Objective In the Subei Basin, the depletion-drive development of shale oil following reservoir volume fracturing faces challenges such as rapid production decline and low oil recovery. To address these issues, this study explored an experimental method of CO₂ + formation water (also referred to as carbonated water) huff and puff for enhanced oil recovery (EOR) by combining the felsic, clayey, and organic-rich characteristics of shale oil reservoirs in the Subei Basin, along with CO₂ high pressure quality exchange technology.

Methods Through multiple physical simulation experiments in the laboratory, combined with nuclear magnetic resonance (NMR) experiment technology, this study conducted dynamic and static experiments on cores, including high-temperature and high-pressure imbibition, dissolution, and carbonated water huff and puff, to verify the feasibility of carbonated water huff and puff for shale oil recovery. Variations in 2D NMR T₁-T₂ spectra were analyzed to determine the characteristics and patterns of the production of different types of crude oil during huff and puff.

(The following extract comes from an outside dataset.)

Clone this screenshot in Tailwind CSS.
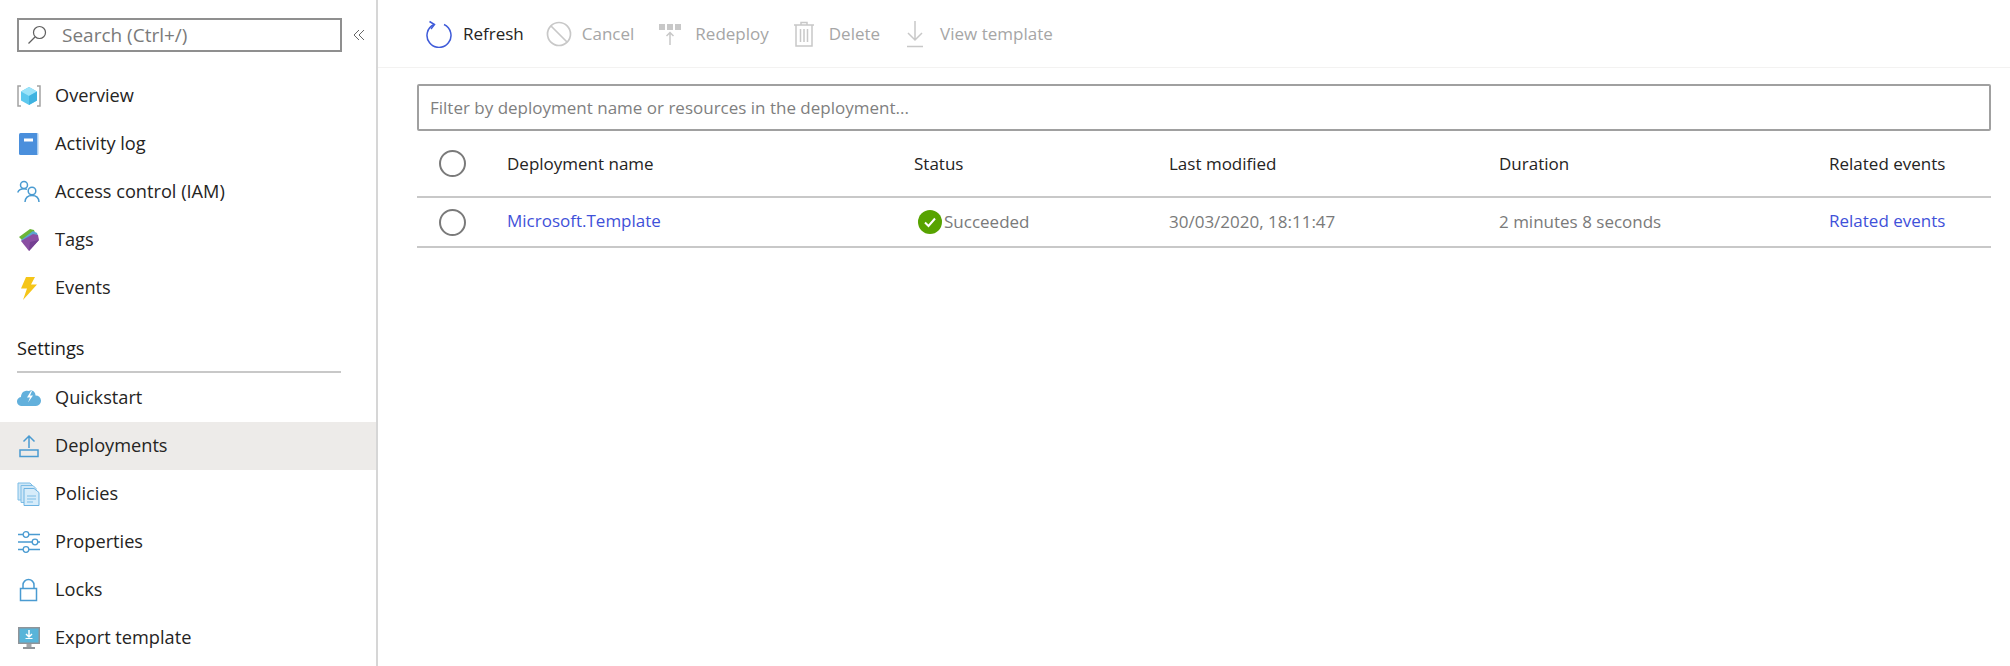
<!DOCTYPE html>
<html lang="en">
<head>
  <meta charset="UTF-8" />
  <title>Deployments</title>
  <script src="https://cdn.jsdelivr.net/npm/@tailwindcss/browser@4"></script>
</head>
<body class="bg-white font-['Open_Sans',sans-serif] text-[18.2px] text-[#252423] overflow-hidden">
<div class="flex h-[666px]">

  <!-- sidebar -->
  <aside class="w-[378px] shrink-0 border-r-2 border-[#d6d6d6] overflow-hidden">
    <div class="flex items-center pl-[17px] pt-[18px]">
      <div class="w-[325px] h-[34px] border-2 border-[#8f8f8f] flex items-center pl-[8px] text-[#7a7a7a]">
        <svg class="w-[20px] h-[20px]" viewBox="0 0 20 20" fill="none" stroke="#5f5f5f" stroke-width="1.2"><circle cx="12.5" cy="7.5" r="6"/><path d="M8 12 1.5 18.5"/></svg>
        <span class="ml-[15px] text-[19px]">Search (Ctrl+/)</span>
      </div>
      <svg class="ml-[11px] w-[12px] h-[12px]" viewBox="0 0 12 12" fill="none" stroke="#666" stroke-width="1"><path d="M6 1 1 6l5 5M11 1 6 6l5 5"/></svg>
    </div>

    <nav class="mt-[20px]">
      <div class="h-[48px] flex items-center pl-[17px]">
        <svg class="w-[24px] h-[24px]" viewBox="0 0 24 24"><path d="M4 2H1v20h3M20 2h3v20h-3" fill="none" stroke="#a3a3a3" stroke-width="1.5"/><path d="M12 3l8 4.5v9L12 21l-8-4.5v-9z" fill="#5dc8ee"/><path d="M12 12l8-4.500L12 3 4 7.500z" fill="#9be3f9"/><path d="M12 12v9l8-4.500v-9z" fill="#3eb2e0"/></svg>
        <span class="ml-[14px]">Overview</span>
      </div>
      <div class="h-[48px] flex items-center pl-[17px]">
        <svg class="w-[24px] h-[24px]" viewBox="0 0 24 24"><rect x="2" y="1" width="19" height="22" rx="1.5" fill="#4a8fdc"/><path d="M20 1.5h1.5v21H20z" fill="#a9cdf0"/><rect x="7" y="6.5" width="9" height="3" fill="#fff"/></svg>
        <span class="ml-[14px]">Activity log</span>
      </div>
      <div class="h-[48px] flex items-center pl-[17px]">
        <svg class="w-[24px] h-[24px]" viewBox="0 0 24 24" fill="none" stroke="#4a9bd1" stroke-width="1.5"><circle cx="7" cy="5" r="3.500"/><path d="M.7 12.5C2 9.5 4 8.800 7 8.800c1.200 0 2.200.2 3 .6"/><circle cx="15" cy="11" r="3.800"/><path d="M8 22c.3-4 3-6.500 7-6.500s6.800 2.500 7 6.500"/></svg>
        <span class="ml-[14px]">Access control (IAM)</span>
      </div>
      <div class="h-[48px] flex items-center pl-[17px]">
        <svg class="w-[24px] h-[24px]" viewBox="0 0 24 24"><path d="M2 9 13 1l4 1 1 3L6 13z" fill="#6bb536"/><path d="M4 12 16 3l4 2 1 3L9 18z" fill="#5aa5cf"/><path d="M4 13 16 6l5 1 1 5-10 11z" fill="#8a4fa3"/><path d="M13 14 22 12 12 23z" fill="#743f92"/></svg>
        <span class="ml-[14px]">Tags</span>
      </div>
      <div class="h-[48px] flex items-center pl-[17px]">
        <svg class="w-[24px] h-[24px]" viewBox="0 0 24 24"><path d="M9 1h9l-4 7.500h6L6 24l4-11.500H4z" fill="#f5c518"/></svg>
        <span class="ml-[14px]">Events</span>
      </div>
    </nav>

    <div class="ml-[17px] mr-[35px] mt-[24px] h-[37px] border-b-2 border-[#c8c8c8] font-medium text-[#1b1a19] leading-[24px]">Settings</div>

    <nav class="mt-[1px]">
      <div class="h-[48px] flex items-center pl-[17px]">
        <svg class="w-[24px] h-[24px]" viewBox="0 0 24 24"><path d="M5 20a4.500 4.500 0 0 1-1-9 6 6 0 0 1 8-6c3.500-1.500 6.500 1 6.500 4.500A5 5 0 0 1 19 20z" fill="#62b0dc"/><path d="M14 5l-4 6.500h3l-2 5 5-7h-3l2-4.500z" fill="#fff"/></svg>
        <span class="ml-[14px]">Quickstart</span>
      </div>
      <div class="h-[48px] flex items-center pl-[17px] bg-[#edebe9]">
        <svg class="w-[24px] h-[24px]" viewBox="0 0 24 24" fill="none" stroke="#4a9bd1" stroke-width="1.5"><rect x="3" y="16" width="18" height="6.500"/><path d="M12 14V2M6.500 7.500 12 2l5.500 5.500"/></svg>
        <span class="ml-[14px]">Deployments</span>
      </div>
      <div class="h-[48px] flex items-center pl-[17px]">
        <svg class="w-[24px] h-[24px]" viewBox="0 0 24 24"><path d="M1 1h12l3 3v14H1z" fill="#cfe7f7" stroke="#7dbde6"/><path d="M4 3.500h12l3 3v14H4z" fill="#cfe7f7" stroke="#7dbde6"/><path d="M7 6.500h10l5 4v13H7z" fill="#d6ecfa" stroke="#6db3e2"/><path d="M10 14h9M10 17h9M10 20h6" stroke="#7dbde6"/></svg>
        <span class="ml-[14px]">Policies</span>
      </div>
      <div class="h-[48px] flex items-center pl-[17px]">
        <svg class="w-[24px] h-[24px]" viewBox="0 0 24 24" fill="none" stroke="#4a9bd1" stroke-width="1.300"><path d="M1 4.500h5M12 4.500h11M1 12h14M21 12h2M1 19.500h5M12 19.500h11"/><circle cx="9" cy="4.500" r="2.800"/><circle cx="18" cy="12" r="2.800"/><circle cx="9" cy="19.500" r="2.800"/></svg>
        <span class="ml-[14px]">Properties</span>
      </div>
      <div class="h-[48px] flex items-center pl-[17px]">
        <svg class="w-[24px] h-[24px]" viewBox="0 0 24 24" fill="none" stroke="#4a9bd1" stroke-width="1.500"><rect x="3.500" y="10.500" width="16" height="12"/><path d="M6 10.500V7a5.500 5.500 0 0 1 11 0v3.500"/></svg>
        <span class="ml-[14px]">Locks</span>
      </div>
      <div class="h-[48px] flex items-center pl-[17px]">
        <svg class="w-[24px] h-[24px]" viewBox="0 0 24 24"><rect x="1" y="1" width="22" height="17" fill="#8f9499"/><rect x="2.500" y="2.500" width="19" height="14" fill="#59b4d9"/><path d="M12 4v6M9 8l3 3 3-3" fill="none" stroke="#fff" stroke-width="1.500"/><path d="M8.500 12.500h7" stroke="#fff"/><path d="M9.500 18h5v3h-5z" fill="#a0a5a9"/><path d="M6 21h12v2H6z" fill="#8f9499"/></svg>
        <span class="ml-[14px]">Export template</span>
      </div>
    </nav>
  </aside>

  <!-- main -->
  <main class="flex-1 min-w-0 text-[17px]">
    <div class="h-[68px] border-b border-[#f3f2f1] flex items-center text-[#a6a6a6]">
      <div class="flex items-center ml-[48px] text-[#252423]">
        <svg class="w-[26px] h-[28px]" viewBox="0 0 26 28" fill="none" stroke="#3f5bd9" stroke-width="1.500"><path d="M8 4.500a12 12 0 1 0 10 0"/><path d="M3.500 1.500 8.500 4.500 5 9" /></svg>
        <span class="ml-[11px]">Refresh</span>
      </div>
      <div class="flex items-center ml-[22px]">
        <svg class="w-[26px] h-[26px]" viewBox="0 0 26 26" fill="none" stroke="#c8c8c8" stroke-width="1.700"><circle cx="13" cy="13" r="11.500"/><path d="M5 5l16 16"/></svg>
        <span class="ml-[10px]">Cancel</span>
      </div>
      <div class="flex items-center ml-[25px]">
        <svg class="w-[22px] h-[24px]" viewBox="0 0 22 24"><path d="M0 2h6v6H0zM8 2h6v6H8zM16 2h6v6h-6z" fill="#c8c8c8"/><path d="M11 11v12M7.500 14 11 10.500l3.500 3.500" fill="none" stroke="#c8c8c8" stroke-width="1.500"/></svg>
        <span class="ml-[14px]">Redeploy</span>
      </div>
      <div class="flex items-center ml-[24px]">
        <svg class="w-[22px] h-[26px]" viewBox="0 0 22 26" fill="none" stroke="#c8c8c8" stroke-width="1.500"><path d="M1 4h20M8 4V1.500h6V4M3 4v21h16V4M7.500 8v13M11 8v13M14.500 8v13"/></svg>
        <span class="ml-[14px]">Delete</span>
      </div>
      <div class="flex items-center ml-[25px]">
        <svg class="w-[20px] h-[28px]" viewBox="0 0 20 28" fill="none" stroke="#c8c8c8" stroke-width="1.500"><path d="M10 1v19M3 13l7 7 7-7M2 26.500h16"/></svg>
        <span class="ml-[15px]">View template</span>
      </div>
    </div>

    <div class="pl-[39px] pr-[19px]">
      <div class="mt-[16px] h-[47px] border-2 border-[#a0a0a0] rounded-[2px] flex items-center pl-[11px] text-[#7f7f7f]">Filter by deployment name or resources in the deployment...</div>

      <div class="grid grid-cols-[90px_407px_255px_330px_330px_1fr] items-center h-[67px] border-b-2 border-[#c8c8c8] text-[#252423]">
        <div class="pl-[22px]"><div class="w-[27px] h-[27px] rounded-full border-2 border-[#7a7a7a]"></div></div>
        <div>Deployment name</div>
        <div>Status</div>
        <div>Last modified</div>
        <div>Duration</div>
        <div>Related events</div>
      </div>

      <div class="grid grid-cols-[90px_407px_255px_330px_330px_1fr] items-center h-[50px] border-b-2 border-[#c8c8c8] text-[#7a7a7a]">
        <div class="pl-[22px]"><div class="w-[27px] h-[27px] rounded-full border-2 border-[#7a7a7a]"></div></div>
        <div class="text-[#3f51d9] -mt-[2px]">Microsoft.Template</div>
        <div class="flex items-center pl-[4px]">
          <svg class="w-[24px] h-[24px]" viewBox="0 0 24 24"><circle cx="12" cy="12" r="12" fill="#57a300"/><path d="M7 12.500l3.500 3.500L17 8.500" fill="none" stroke="#fff" stroke-width="2"/></svg>
          <span class="ml-[2px]">Succeeded</span>
        </div>
        <div>30/03/2020, 18:11:47</div>
        <div>2 minutes 8 seconds</div>
        <div class="text-[#3f51d9] -mt-[2px]">Related events</div>
      </div>
    </div>
  </main>
</div>
</body>
</html>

Results and Conclusions  By creating acidic conditions, CO₂ huff and puff following imbibition could dissolve minerals such as calcites and dolomites in shale oil reservoirs, thus improving the microscopic pore-throat structures in the reservoirs, as well as the porosity and permeability of cores. Accordingly, the late-stage shale oil recovery was enhanced. Comparison of CO₂ and carbonated water huff and puff revealed that the carbonated water huff and puff increased the injection-production pressure difference, enhancing cumulative recovery by 6.7%. In the first several rounds, CO₂ huff and puff achieved rapid and effective production of movable oil and light hydrocarbons, enhancing oil recovery more significantly. In contrast, in the late stage, the carbonated water huff and puff expanded the influence of CO₂ through dissolution and diffused CO₂ into more matrix pores. Consequently, the conversion between heavy hydrocarbons (or adsorbed oil) and light hydrocarbons was gradually achieved through mass transfer, resulting in significantly improved huff-n-puff performance. Therefore, to achieve the optimal shale oil recovery, it is advisable to adopt two rounds of CO₂ huff and puff in the early stage, followed by multiple rounds of carbonated water huff and puff in the late stage, when designing huff-n-puff schemes in the field. Overall, the results of this study reveal the mechanisms by which the carbonated water huff and puff enhance crude oil production, confirming the feasibility of this method for EOR of shale oil. This study provides a significant experimental basis and new directions for developing EOR technologies for shale oil reservoirs in the Subei Basin and even in eastern China.